For both queries, the best primary index is:

PRIMARY INDEX (visit_date, customer_id, event_type)
  • With visit_date in the first position in the primary index, Firebolt sorts and compresses records most efficiently for these date-based queries.
  • The addition of customer_id in the second position and event_type in the third position further compresses data and accelerates query response.
  • customer_id is in the second position because it has higher cardinality than event_type, which has only three possible values.
  • asset_id is not used in query filters, so it is omitted.

For query 2, you can improve performance further by partitioning the table according to year as shown in the query excerpt below.

PRIMARY INDEX (visit_date, customer_id, event_type)
PARTITION BY (EXTRACT (YEAR FROM visit_date))

Without the partition, Firebolt likely must scan across file segments to return results for the year 2021. With the partition, segments exist for each year, and Firebolt can read all results from a single segment. If the query runs on a multi-node engine, the benefit may be greater. Firebolt can avoid pulling data from multiple engine nodes for results.

Example query pattern—customer-based query

Consider the example query below that returns the sum of click values for a particular customer.

SELECT
  asset_id,
  customer_id,
  event_type,
  SUM(event_value)
FROM
  events
WHERE
  customer_id = "14493"
  AND event_type = 'click'
  AND event_value > 0
GROUP BY
	1,
  2,
  3;

For this query, the best primary index is:

PRIMARY INDEX (customer_id, asset_id, event_type)
  • customer_id is in the first position because it has the highest cardinality and sorts and prunes data most efficiently for this query.
  • The addition of asset_id won’t accelerate this particular query, but adding it is not detrimental.
  • Although event_type has low cardinality, because it’s contained in the WHERE clause, adding it to the primary index has some benefit.

Example—using virtual columns

Virtual columns are most often used in a primary index to:

  • Accommodate functions that alter column values.
  • Calculate hash values for columns that contain long strings.

A virtual-column example for a function that transforms a column value is shown below.

Step 1—create the fact table with the virtual column in the index

The example DDL below creates a fact table similar to the one earlier in this section.

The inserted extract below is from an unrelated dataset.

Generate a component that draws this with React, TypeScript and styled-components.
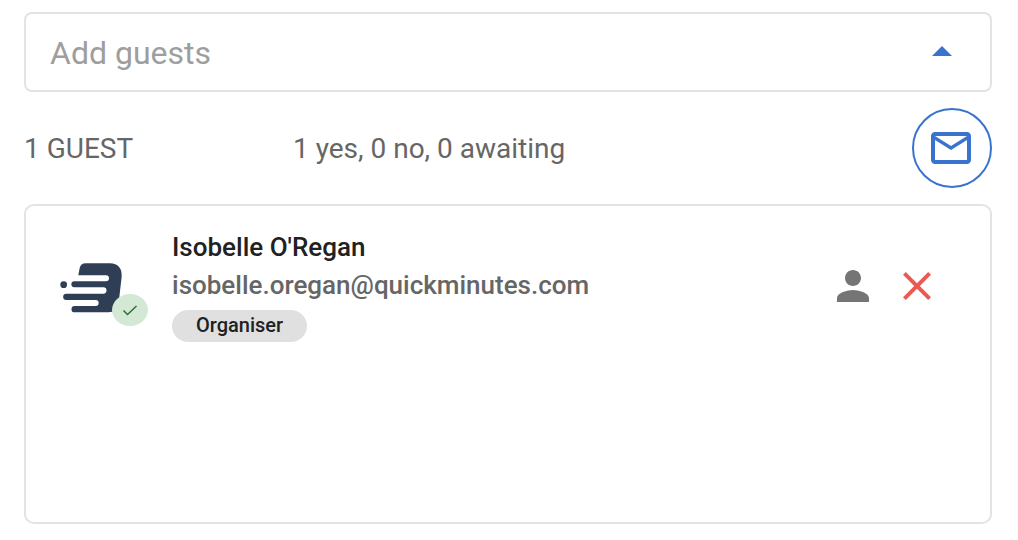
import React from "react";
import styled, { createGlobalStyle } from "styled-components";

const GlobalStyle = createGlobalStyle`
  * { box-sizing: border-box; }
  body {
    margin: 0;
    background: #fff;
    font-family: Roboto, "Liberation Sans", sans-serif;
    color: #212121;
  }
  button { font: inherit; cursor: pointer; }
`;

const Panel = styled.main`
  display: flex;
  flex-direction: column;
  gap: 16px;
  padding: 12px 26px 16px 24px;
`;

const GuestField = styled.div`
  display: flex;
  align-items: center;
  height: 80px;
  padding: 0 24px;
  border: 2px solid #e3e3e3;
  border-radius: 8px;
`;

const GuestInput = styled.input`
  flex: 1;
  min-width: 0;
  height: 48px;
  padding: 2px 0 0;
  border: 0;
  outline: 0;
  background: transparent;
  font: 400 32px/40px Roboto, "Liberation Sans", sans-serif;
  color: #212121;
  &::placeholder { color: #9e9e9e; opacity: 1; }
`;

const IconButton = styled.button<{ $color: string }>`
  display: flex;
  flex: none;
  padding: 0;
  border: 0;
  background: transparent;
  color: ${(p) => p.$color};
`;

const Icon = styled.svg`
  display: block;
  width: 48px;
  height: 48px;
  fill: currentColor;
`;

const Summary = styled.div`
  display: flex;
  align-items: center;
  font-size: 28px;
  line-height: 32px;
  color: #666;
`;

const Count = styled.div`
  flex: 0 0 269px;
  padding-top: 2px;
`;

const Replies = styled.div`
  flex: 1;
  padding-top: 2px;
`;

const MailButton = styled.button`
  display: flex;
  align-items: center;
  justify-content: center;
  width: 80px;
  height: 80px;
  padding: 0 2px 0 0;
  border: 2px solid #3973cd;
  border-radius: 50%;
  background: #fff;
  color: #3973cd;
`;

const GuestList = styled.ul`
  min-height: 320px;
  margin: 0;
  padding: 22px 49px 22px 34px;
  border: 2px solid #e3e3e3;
  border-radius: 10px;
  list-style: none;
`;

const Guest = styled.li`
  display: flex;
  align-items: center;
`;

const Avatar = styled.div`
  position: relative;
  flex: none;
  width: 64px;
  height: 64px;
  margin: 6px 48px 0 0;
`;

const Logo = styled.svg`
  display: block;
  width: 64px;
  height: 64px;
`;

const Accepted = styled.span`
  position: absolute;
  right: -24px;
  bottom: -6px;
  display: flex;
  align-items: center;
  justify-content: center;
  width: 36px;
  height: 32px;
  border-radius: 50%;
  background: #d3e9d5;
`;

const Tick = styled.svg`
  width: 16px;
  height: 16px;
  fill: none;
  stroke: #2e7034;
  stroke-width: 1.5;
`;

const Details = styled.div`
  flex: 1;
  min-width: 0;
  font-size: 26px;
  font-weight: 500;
  line-height: 38px;
`;

const Name = styled.div`
  color: #212121;
`;

const Email = styled.div`
  color: #666;
`;

const Role = styled.span`
  display: block;
  width: fit-content;
  height: 32px;
  margin-top: 6px;
  padding: 0 24px;
  border-radius: 16px;
  background: #e0e0e0;
  font-size: 20px;
  line-height: 30px;
`;

const Actions = styled.div`
  display: flex;
  gap: 16px;
  padding-top: 2px;
`;

export default function App() {
  return (
    <>
      <GlobalStyle />
      <Panel>
        <GuestField>
          <GuestInput type="text" placeholder="Add guests" aria-label="Add guests" />
          <IconButton type="button" $color="#3973cd" aria-label="Close guest options">
            <Icon viewBox="0 0 24 24"><path d="M7 14l5-5 5 5z" /></Icon>
          </IconButton>
        </GuestField>
        <Summary>
          <Count>1 GUEST</Count>
          <Replies>1 yes, 0 no, 0 awaiting</Replies>
          <MailButton type="button" aria-label="Email guests">
            <Icon viewBox="0 0 24 24">
              <path d="M22 6c0-1.1-.9-2-2-2H4c-1.1 0-2 .9-2 2v12c0 1.1.9 2 2 2h16c1.1 0 2-.9 2-2V6zm-2 0l-8 5-8-5h16zm0 12H4V8l8 5 8-5v10z" />
            </Icon>
          </MailButton>
        </Summary>
        <GuestList>
          <Guest>
            <Avatar>
              <Logo viewBox="30 18 192 192" fill="#2f3e55" aria-hidden="true">
                <circle cx="41" cy="104" r="10" />
                <path d="M85 76L89 54Q92 40 107 40H180C204 40 217 56 215 80L206 158Q202 187 175 187H74A9 9 0 0 1 74 168H137A9 9 0 0 0 137 150H49A9.500 9.500 0 0 1 49 131H160A9 9 0 0 0 160 112H73A9 9 0 0 1 73 94H168A9 9 0 0 0 168 76Z" />
              </Logo>
              <Accepted role="img" aria-label="Accepted">
                <Tick viewBox="0 0 16 16"><path d="M1.500 8.500l4 4L14.500 4" /></Tick>
              </Accepted>
            </Avatar>
            <Details>
              <Name>Isobelle O'Regan</Name>
              <Email>isobelle.oregan@quickminutes.com</Email>
              <Role>Organiser</Role>
            </Details>
            <Actions>
              <IconButton type="button" $color="#757575" aria-label="Guest role">
                <Icon viewBox="0 0 24 24">
                  <path d="M12 12c2.210 0 4-1.790 4-4s-1.790-4-4-4-4 1.790-4 4 1.790 4 4 4zm0 2c-2.670 0-8 1.340-8 4v2h16v-2c0-2.660-5.330-4-8-4z" />
                </Icon>
              </IconButton>
              <IconButton type="button" $color="#eb5a52" aria-label="Remove guest">
                <Icon viewBox="0 0 24 24">
                  <path d="M19 6.410L17.590 5 12 10.590 6.410 5 5 6.410 10.590 12 5 17.590 6.410 19 12 13.410 17.590 19 19 17.590 13.410 12z" />
                </Icon>
              </IconButton>
            </Actions>
          </Guest>
        </GuestList>
      </Panel>
    </>
  );
}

However, it adds the upper_customer_id column. The table creates this virtual column to store the result of an UPPER function that upper-cases customer_id values during the INSERT INTO operation.

The PRIMARY INDEX clause uses the upper_customer_id column because that column is used in analytics queries.

CREATE FACT TABLE events_log (
  visit_date DATE,
  asset_id TEXT,
  customer_id TEXT NOT NULL,
  event_type TEXT,
  event_count INTEGER NOT NULL,
  uppder_customer_id TEXT NOT NULL
)
PRIMARY INDEX visit_date, upper _customer_id;

Step 2—use the function during ingestion (INSERT INTO statement)

INSERT INTO
  events_log
SELECT
  visit_date,
  asset_id,
  customer_id,
  event_type,
  event_count,
  UPPER(customer_id) AS upper_customer_id
FROM
  ext_tbl_events;

Step 3—query using the virtual column in predicates

The example SELECT query below uses the virtual column to produce query results and benefits from the index.

SELECT
  customer_id
FROM
  events_log
WHERE
  upper_customer_id LIKE AAA%;